Required work → Write out again, word for word, the lines below from the line that holds "Recreate this image" through the line that holds "string; bg: string;", omitting pictures.
— Start of Task data —
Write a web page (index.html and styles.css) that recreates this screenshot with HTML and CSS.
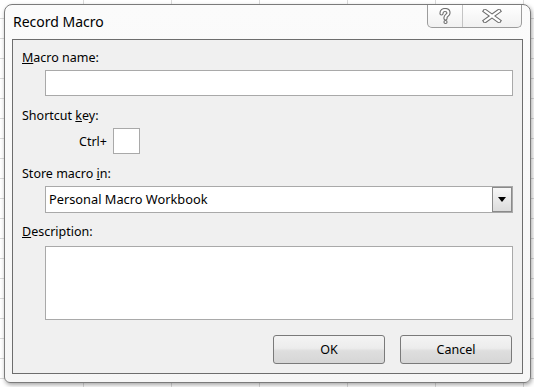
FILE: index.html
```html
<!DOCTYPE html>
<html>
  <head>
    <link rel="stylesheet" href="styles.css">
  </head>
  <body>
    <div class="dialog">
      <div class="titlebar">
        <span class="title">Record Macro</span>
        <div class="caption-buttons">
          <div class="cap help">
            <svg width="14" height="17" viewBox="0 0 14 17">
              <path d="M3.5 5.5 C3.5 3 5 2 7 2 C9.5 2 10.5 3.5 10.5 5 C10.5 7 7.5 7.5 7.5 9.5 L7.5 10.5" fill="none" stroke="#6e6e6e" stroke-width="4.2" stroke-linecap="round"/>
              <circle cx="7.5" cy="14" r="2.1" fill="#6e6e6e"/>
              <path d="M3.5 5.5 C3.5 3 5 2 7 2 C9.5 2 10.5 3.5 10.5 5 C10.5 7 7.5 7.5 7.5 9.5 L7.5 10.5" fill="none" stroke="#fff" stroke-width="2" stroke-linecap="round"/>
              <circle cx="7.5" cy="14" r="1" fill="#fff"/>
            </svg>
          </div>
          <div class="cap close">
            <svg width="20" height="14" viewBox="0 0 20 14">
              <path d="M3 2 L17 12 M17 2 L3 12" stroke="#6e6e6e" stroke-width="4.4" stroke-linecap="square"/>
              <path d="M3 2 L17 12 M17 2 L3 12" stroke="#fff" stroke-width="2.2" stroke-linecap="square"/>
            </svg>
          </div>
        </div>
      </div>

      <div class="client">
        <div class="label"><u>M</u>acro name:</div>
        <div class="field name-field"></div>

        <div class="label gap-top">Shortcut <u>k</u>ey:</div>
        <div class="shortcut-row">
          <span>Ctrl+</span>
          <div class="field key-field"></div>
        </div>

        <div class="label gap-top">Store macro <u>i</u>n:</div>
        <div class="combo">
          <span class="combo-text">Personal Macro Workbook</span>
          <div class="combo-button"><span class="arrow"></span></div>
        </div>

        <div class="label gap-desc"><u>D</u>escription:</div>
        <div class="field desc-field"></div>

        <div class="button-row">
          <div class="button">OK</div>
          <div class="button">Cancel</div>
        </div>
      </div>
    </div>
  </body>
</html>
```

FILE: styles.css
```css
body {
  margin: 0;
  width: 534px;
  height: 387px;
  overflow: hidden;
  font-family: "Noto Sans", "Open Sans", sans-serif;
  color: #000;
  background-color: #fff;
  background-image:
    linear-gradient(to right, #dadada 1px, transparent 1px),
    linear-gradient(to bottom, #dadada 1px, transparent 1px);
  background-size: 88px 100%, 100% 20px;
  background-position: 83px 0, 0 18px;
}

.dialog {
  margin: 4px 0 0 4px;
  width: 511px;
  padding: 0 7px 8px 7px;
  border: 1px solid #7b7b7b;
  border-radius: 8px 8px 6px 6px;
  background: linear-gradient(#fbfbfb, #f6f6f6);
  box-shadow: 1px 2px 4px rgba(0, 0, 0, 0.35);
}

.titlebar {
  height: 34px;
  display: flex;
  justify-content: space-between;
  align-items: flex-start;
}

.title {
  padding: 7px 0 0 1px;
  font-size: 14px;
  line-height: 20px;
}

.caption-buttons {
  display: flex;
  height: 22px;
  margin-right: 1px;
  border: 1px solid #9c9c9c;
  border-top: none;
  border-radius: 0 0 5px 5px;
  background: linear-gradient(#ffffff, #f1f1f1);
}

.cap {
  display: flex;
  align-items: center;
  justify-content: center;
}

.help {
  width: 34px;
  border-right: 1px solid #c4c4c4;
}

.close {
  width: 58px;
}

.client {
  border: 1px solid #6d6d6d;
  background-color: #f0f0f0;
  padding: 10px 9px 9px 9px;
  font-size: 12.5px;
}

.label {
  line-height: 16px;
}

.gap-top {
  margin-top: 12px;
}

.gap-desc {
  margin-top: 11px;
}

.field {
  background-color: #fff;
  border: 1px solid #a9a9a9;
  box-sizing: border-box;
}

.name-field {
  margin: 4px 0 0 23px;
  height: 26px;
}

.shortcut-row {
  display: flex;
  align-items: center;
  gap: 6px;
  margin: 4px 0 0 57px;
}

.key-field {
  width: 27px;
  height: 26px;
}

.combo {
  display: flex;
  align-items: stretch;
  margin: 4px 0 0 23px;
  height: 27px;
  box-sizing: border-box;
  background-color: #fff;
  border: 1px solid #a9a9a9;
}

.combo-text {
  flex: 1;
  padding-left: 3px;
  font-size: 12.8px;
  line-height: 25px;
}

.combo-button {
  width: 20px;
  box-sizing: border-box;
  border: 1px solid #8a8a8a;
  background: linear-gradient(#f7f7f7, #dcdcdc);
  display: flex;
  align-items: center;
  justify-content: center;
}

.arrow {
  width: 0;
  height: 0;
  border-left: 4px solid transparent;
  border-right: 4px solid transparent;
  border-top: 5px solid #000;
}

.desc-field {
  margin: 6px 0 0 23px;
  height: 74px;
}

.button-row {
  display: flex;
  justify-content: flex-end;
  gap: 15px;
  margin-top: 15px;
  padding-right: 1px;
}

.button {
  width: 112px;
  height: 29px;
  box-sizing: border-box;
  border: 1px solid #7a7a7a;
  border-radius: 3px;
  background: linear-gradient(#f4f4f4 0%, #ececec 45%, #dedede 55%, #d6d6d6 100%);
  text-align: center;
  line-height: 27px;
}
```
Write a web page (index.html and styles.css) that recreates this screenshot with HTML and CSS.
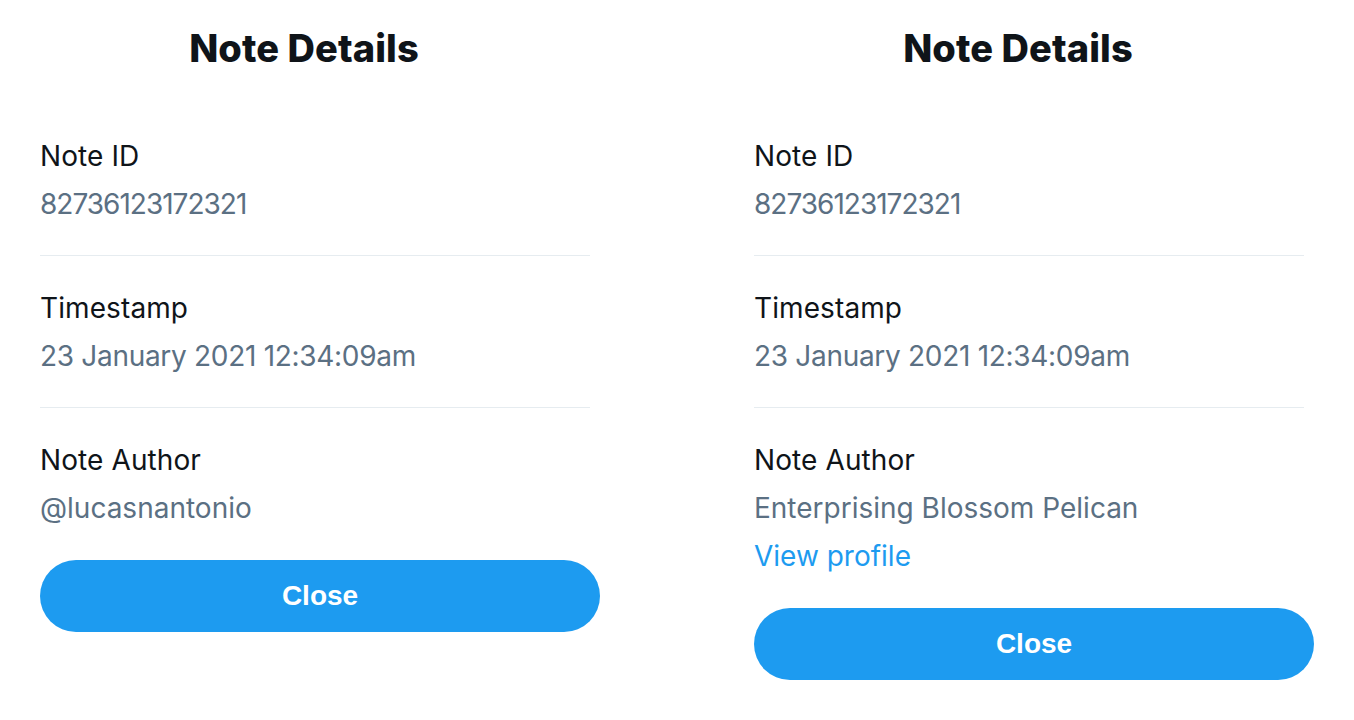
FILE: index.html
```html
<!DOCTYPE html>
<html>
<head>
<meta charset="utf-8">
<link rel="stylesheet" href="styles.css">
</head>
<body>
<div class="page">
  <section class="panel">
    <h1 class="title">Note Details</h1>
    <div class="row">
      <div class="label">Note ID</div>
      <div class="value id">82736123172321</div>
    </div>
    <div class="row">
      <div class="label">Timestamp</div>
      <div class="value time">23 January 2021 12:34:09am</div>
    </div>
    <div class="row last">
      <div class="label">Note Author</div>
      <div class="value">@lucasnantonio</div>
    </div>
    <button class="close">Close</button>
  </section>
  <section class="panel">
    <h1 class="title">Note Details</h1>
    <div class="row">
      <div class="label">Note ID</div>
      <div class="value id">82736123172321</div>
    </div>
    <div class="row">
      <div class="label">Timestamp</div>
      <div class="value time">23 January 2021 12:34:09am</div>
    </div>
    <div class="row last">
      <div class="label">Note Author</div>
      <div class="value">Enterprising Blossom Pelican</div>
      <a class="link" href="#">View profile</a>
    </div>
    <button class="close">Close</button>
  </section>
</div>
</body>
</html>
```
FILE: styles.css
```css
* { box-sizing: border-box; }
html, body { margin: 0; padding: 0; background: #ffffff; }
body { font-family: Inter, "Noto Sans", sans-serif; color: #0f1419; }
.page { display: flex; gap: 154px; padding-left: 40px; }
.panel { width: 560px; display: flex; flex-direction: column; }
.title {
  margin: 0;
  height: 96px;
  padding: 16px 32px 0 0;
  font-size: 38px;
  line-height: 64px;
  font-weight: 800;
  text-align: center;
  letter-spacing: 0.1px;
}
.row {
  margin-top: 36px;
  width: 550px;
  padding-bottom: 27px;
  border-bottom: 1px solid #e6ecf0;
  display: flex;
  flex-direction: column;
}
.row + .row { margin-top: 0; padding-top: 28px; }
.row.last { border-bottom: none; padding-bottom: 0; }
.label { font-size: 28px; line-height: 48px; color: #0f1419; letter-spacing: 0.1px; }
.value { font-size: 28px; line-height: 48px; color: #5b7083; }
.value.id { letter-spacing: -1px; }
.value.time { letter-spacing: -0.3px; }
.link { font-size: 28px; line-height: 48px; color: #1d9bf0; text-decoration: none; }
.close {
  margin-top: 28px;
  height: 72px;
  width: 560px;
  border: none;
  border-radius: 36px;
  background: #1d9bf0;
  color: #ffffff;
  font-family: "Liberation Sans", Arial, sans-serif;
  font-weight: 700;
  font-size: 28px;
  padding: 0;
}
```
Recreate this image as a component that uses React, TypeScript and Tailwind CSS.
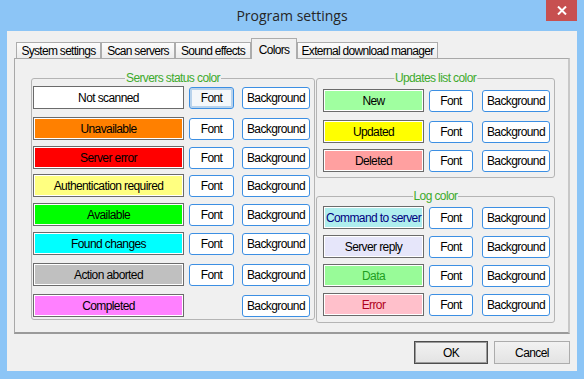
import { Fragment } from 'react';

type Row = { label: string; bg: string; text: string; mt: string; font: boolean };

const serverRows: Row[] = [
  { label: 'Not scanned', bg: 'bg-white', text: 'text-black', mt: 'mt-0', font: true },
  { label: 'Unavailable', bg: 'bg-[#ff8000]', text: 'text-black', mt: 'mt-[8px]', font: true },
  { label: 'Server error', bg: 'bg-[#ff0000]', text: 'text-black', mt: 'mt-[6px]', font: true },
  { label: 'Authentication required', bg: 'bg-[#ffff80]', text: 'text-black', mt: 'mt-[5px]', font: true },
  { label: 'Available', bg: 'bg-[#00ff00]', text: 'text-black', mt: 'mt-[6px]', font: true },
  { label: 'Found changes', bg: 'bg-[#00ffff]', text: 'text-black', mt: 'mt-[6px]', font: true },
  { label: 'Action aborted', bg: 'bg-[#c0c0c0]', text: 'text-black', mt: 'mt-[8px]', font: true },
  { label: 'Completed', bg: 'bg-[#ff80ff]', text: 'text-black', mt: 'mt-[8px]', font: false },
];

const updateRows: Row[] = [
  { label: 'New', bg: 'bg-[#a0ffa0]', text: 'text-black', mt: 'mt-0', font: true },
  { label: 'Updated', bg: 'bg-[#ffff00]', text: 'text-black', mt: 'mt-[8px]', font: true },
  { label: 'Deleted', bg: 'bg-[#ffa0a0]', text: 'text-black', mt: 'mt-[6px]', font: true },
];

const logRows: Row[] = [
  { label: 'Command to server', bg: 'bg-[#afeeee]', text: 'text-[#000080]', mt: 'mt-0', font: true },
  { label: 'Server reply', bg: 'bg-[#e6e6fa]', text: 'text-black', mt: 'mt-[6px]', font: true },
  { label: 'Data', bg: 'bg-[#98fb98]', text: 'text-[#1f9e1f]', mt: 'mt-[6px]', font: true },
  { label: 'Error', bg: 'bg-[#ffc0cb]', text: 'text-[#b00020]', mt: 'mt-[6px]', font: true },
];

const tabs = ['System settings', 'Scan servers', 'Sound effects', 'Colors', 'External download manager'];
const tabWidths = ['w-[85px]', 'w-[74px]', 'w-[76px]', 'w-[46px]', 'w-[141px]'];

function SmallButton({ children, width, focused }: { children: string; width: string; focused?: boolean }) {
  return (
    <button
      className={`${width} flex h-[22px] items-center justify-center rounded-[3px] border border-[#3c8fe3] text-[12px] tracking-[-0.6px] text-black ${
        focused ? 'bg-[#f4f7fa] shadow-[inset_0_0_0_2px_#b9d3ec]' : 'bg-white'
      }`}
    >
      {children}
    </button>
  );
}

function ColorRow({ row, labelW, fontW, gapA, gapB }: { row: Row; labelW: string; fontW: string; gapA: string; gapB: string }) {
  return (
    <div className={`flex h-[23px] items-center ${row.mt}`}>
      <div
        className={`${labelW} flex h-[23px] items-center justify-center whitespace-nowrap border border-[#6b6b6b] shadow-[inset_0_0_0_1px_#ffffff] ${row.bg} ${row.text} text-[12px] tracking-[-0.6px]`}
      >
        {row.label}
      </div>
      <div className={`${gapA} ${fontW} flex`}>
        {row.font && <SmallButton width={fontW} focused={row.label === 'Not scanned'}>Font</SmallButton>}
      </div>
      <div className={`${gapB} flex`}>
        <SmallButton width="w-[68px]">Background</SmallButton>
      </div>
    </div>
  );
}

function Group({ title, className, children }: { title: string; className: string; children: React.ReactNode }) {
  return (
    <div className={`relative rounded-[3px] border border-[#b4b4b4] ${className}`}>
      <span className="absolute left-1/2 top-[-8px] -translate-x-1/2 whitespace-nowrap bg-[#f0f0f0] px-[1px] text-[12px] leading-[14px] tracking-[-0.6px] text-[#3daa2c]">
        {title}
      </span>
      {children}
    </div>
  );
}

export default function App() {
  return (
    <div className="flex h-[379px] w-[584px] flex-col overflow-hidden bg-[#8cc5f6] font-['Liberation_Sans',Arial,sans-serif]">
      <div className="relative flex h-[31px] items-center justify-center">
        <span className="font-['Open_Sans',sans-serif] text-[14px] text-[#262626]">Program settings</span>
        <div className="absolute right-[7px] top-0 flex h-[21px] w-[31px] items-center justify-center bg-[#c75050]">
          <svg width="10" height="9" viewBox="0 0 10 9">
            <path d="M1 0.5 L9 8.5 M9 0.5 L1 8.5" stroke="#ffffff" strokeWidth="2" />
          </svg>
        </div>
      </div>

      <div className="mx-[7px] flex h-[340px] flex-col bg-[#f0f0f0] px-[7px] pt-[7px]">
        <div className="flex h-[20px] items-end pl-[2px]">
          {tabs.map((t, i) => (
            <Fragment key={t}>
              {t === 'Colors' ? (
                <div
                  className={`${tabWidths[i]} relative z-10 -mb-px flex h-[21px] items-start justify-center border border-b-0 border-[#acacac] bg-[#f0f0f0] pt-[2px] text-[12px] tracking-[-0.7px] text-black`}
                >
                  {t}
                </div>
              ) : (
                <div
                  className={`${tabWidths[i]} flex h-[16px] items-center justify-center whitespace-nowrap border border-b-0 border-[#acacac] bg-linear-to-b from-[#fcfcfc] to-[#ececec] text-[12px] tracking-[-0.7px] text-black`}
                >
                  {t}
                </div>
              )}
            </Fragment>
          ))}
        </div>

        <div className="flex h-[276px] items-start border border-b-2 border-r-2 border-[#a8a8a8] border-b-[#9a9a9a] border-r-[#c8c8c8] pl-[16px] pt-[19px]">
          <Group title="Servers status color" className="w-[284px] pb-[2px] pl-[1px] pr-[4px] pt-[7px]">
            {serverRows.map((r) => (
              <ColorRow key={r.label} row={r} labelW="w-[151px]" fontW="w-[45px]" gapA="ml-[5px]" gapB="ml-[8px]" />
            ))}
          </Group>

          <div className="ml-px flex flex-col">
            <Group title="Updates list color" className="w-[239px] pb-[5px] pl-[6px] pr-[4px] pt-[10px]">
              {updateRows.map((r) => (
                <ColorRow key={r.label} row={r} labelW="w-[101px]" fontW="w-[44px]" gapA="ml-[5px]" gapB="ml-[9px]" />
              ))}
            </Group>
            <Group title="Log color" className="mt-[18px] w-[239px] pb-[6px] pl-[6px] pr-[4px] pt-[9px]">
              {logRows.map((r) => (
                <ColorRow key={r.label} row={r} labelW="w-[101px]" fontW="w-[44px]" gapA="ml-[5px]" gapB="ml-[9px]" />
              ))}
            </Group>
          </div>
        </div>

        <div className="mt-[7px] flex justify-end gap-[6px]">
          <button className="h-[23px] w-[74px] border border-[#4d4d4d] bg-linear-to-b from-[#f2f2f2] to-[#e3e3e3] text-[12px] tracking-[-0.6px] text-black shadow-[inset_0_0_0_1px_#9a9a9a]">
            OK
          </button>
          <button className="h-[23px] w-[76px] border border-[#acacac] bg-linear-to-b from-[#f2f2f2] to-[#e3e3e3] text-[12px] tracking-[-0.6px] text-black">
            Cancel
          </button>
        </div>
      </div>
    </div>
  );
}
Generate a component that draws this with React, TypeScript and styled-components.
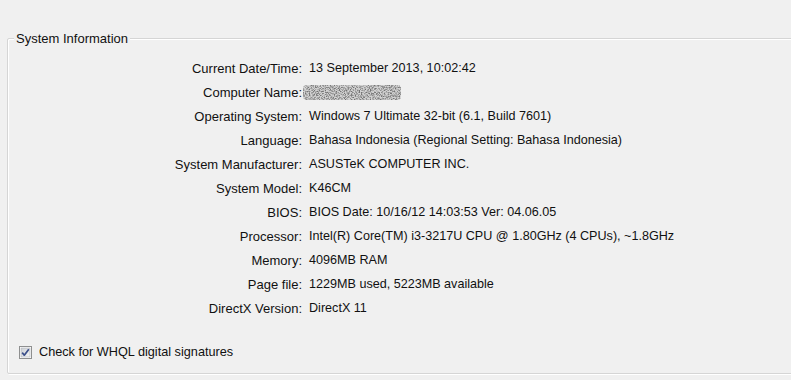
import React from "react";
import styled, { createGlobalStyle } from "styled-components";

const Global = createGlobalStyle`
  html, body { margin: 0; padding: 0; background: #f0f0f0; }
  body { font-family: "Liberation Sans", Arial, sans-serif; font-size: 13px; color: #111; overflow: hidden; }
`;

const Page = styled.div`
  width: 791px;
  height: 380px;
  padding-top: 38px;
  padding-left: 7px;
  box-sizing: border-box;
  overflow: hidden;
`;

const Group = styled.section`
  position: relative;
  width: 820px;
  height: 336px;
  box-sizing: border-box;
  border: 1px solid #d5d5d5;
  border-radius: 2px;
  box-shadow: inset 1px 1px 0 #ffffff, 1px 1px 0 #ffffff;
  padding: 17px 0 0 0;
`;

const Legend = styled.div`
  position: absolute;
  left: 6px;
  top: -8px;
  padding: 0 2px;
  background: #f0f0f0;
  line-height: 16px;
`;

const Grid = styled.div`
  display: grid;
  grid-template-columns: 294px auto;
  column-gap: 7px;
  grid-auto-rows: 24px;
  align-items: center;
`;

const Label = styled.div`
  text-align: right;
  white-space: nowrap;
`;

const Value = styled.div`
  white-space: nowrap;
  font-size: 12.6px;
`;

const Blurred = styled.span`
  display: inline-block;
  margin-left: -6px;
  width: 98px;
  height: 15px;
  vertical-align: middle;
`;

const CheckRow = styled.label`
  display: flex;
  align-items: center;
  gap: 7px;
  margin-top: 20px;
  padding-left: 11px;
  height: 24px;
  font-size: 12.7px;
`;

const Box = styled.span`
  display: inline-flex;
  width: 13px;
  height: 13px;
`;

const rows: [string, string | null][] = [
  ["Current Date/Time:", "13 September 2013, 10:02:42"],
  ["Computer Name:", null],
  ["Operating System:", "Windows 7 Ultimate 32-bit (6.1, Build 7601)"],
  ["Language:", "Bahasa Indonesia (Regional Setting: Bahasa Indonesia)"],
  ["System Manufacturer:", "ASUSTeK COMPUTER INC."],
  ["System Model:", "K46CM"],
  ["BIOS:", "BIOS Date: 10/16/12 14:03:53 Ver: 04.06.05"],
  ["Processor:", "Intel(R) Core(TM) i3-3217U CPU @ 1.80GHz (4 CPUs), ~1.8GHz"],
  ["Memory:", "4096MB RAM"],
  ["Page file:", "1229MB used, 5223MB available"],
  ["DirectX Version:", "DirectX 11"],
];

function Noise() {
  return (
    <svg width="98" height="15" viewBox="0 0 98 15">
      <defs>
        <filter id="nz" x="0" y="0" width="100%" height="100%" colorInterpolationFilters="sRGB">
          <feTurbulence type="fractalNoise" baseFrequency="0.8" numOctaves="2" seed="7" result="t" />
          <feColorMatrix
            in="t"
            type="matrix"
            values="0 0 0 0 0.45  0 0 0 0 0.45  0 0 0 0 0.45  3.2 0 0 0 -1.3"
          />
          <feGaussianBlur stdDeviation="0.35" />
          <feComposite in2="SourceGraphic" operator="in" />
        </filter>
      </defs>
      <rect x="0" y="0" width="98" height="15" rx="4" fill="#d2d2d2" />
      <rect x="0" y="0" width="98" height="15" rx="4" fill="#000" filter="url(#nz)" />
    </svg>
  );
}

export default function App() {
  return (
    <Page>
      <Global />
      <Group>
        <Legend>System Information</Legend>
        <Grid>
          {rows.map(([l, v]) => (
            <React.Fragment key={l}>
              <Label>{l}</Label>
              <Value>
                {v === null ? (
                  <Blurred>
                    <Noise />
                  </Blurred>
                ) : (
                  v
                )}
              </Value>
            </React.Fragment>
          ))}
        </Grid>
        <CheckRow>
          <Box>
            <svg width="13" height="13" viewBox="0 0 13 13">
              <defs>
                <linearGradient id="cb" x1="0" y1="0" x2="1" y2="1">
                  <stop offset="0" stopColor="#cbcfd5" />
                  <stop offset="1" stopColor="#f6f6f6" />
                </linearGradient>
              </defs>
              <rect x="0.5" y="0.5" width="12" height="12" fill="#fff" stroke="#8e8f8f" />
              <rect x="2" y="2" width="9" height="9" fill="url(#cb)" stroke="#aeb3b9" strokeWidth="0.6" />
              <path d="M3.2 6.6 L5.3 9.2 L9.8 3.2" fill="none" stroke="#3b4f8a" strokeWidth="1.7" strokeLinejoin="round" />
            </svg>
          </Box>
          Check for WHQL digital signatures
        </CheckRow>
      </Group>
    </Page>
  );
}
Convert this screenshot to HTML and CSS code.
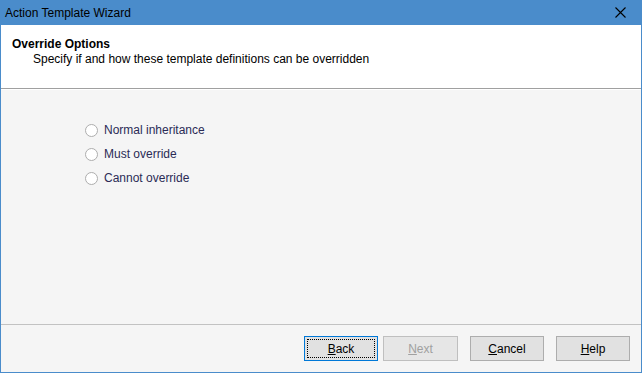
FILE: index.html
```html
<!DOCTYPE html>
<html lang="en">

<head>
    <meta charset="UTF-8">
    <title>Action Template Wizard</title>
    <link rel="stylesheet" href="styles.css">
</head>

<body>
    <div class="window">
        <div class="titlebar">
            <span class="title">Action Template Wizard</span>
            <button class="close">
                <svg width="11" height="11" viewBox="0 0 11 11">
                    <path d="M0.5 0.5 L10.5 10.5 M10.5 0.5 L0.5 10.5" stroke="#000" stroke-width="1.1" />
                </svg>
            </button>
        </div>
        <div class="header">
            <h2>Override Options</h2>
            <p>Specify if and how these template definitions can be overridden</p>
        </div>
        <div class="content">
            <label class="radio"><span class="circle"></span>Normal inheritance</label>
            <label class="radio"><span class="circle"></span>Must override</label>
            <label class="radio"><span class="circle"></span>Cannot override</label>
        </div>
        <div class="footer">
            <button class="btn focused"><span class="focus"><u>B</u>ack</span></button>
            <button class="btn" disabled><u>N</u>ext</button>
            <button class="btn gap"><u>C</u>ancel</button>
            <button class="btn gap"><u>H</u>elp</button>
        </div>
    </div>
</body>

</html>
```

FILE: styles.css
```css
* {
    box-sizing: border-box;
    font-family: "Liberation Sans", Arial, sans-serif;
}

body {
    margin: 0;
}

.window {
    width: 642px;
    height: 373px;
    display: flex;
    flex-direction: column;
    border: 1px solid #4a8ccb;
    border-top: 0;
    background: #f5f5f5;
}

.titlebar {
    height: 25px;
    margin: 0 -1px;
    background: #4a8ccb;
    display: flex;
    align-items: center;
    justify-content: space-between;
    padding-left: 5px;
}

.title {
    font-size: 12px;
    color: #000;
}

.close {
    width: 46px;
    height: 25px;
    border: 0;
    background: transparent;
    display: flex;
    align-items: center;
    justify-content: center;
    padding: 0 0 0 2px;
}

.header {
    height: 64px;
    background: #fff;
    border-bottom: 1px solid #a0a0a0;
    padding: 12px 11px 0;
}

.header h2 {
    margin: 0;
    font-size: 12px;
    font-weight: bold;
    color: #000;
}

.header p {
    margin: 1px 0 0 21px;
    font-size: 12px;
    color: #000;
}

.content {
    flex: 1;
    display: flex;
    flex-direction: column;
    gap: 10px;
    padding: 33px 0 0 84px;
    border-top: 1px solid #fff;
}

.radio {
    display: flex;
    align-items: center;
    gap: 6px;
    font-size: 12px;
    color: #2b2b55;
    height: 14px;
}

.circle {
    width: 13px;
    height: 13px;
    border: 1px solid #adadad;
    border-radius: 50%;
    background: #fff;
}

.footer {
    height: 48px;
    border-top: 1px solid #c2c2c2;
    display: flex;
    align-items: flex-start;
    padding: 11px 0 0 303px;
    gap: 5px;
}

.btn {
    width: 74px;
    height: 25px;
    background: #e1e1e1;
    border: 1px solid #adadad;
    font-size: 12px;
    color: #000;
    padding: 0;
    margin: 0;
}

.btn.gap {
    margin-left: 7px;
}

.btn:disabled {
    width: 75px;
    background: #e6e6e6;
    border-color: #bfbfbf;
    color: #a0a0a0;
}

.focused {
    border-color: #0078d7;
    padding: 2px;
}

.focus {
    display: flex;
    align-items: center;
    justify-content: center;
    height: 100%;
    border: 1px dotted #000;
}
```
— End of Task data —
Finished exercise →
Recreate this image as a component that uses React, TypeScript and Tailwind CSS.
import { Fragment } from 'react';

type Row = { label: string; bg: string; text: string; mt: string; font: boolean };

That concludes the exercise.